In honor of that vow of purity, and because of the time I need to heal, I got a ring which looks very much like
a wedding band, and I wear it on the ring finger of my left hand. I gave all my burdens and hurts to God, and in
return, I can almost feel Him working in me, strengthening me, lifting off the weight of burden, making my heart
light, giving me reason to break out in songs of praise. I now walk in the light of the King, and though my relationship
is not yet fully restored, I know it will be, in God's own time. I don't waste my time wondering if "John"
will come back, I don't wait for the phone to ring. I busy myself with the things of the Lord, and wait on His
timing. In that there is perfection and praise!
From Keith:
Two years ago we were put out of the church we had been attending for
over 30 years. It had become very legalistic and all we seemed to be doing was following man made rules. Overnight
all our friends in the church were no longer allowed to have fellowship with us. {Not even able to phone us.} It
took time, but we knew that the Lord loved us and with the help of friends who had been treated the same way by
the same church we came to really know the Lord again.
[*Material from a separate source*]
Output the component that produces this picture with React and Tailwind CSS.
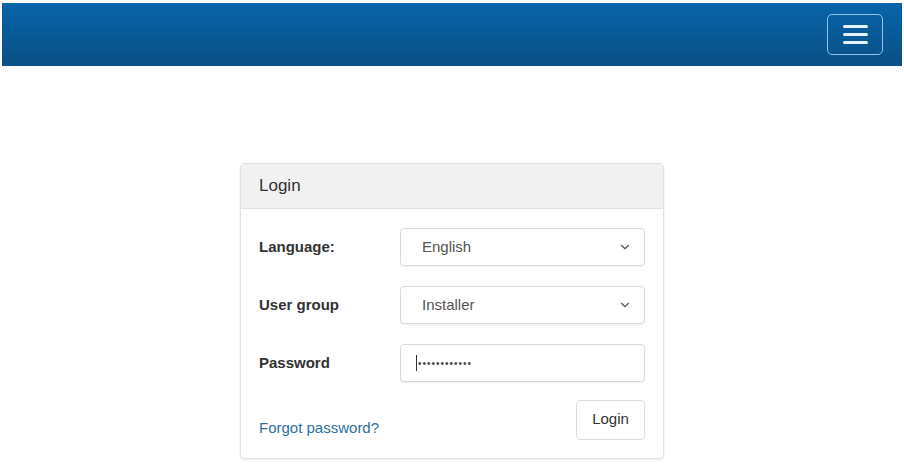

We are now attending Waverley Christian Fellowship in Australia
with Pastor Mark Conner and the rest of the oversight showing real shepherd and servant qualities. We have just
had a wonderful weekend of presbytery with the Lord showing that HE is interested in us as individuals and has
a wonderful life planned for us as we follow him and continue faithfully in his ways. He has said that the hurt
has been lifted from our lives and now we can go forward with renewed hope and rejoicing.
Please pray however for our sons who are still hurting and their friends who as young people have become disillusioned
and blame God for it all.
Praise the Lord for giving us a second chance and blessing us abundantly.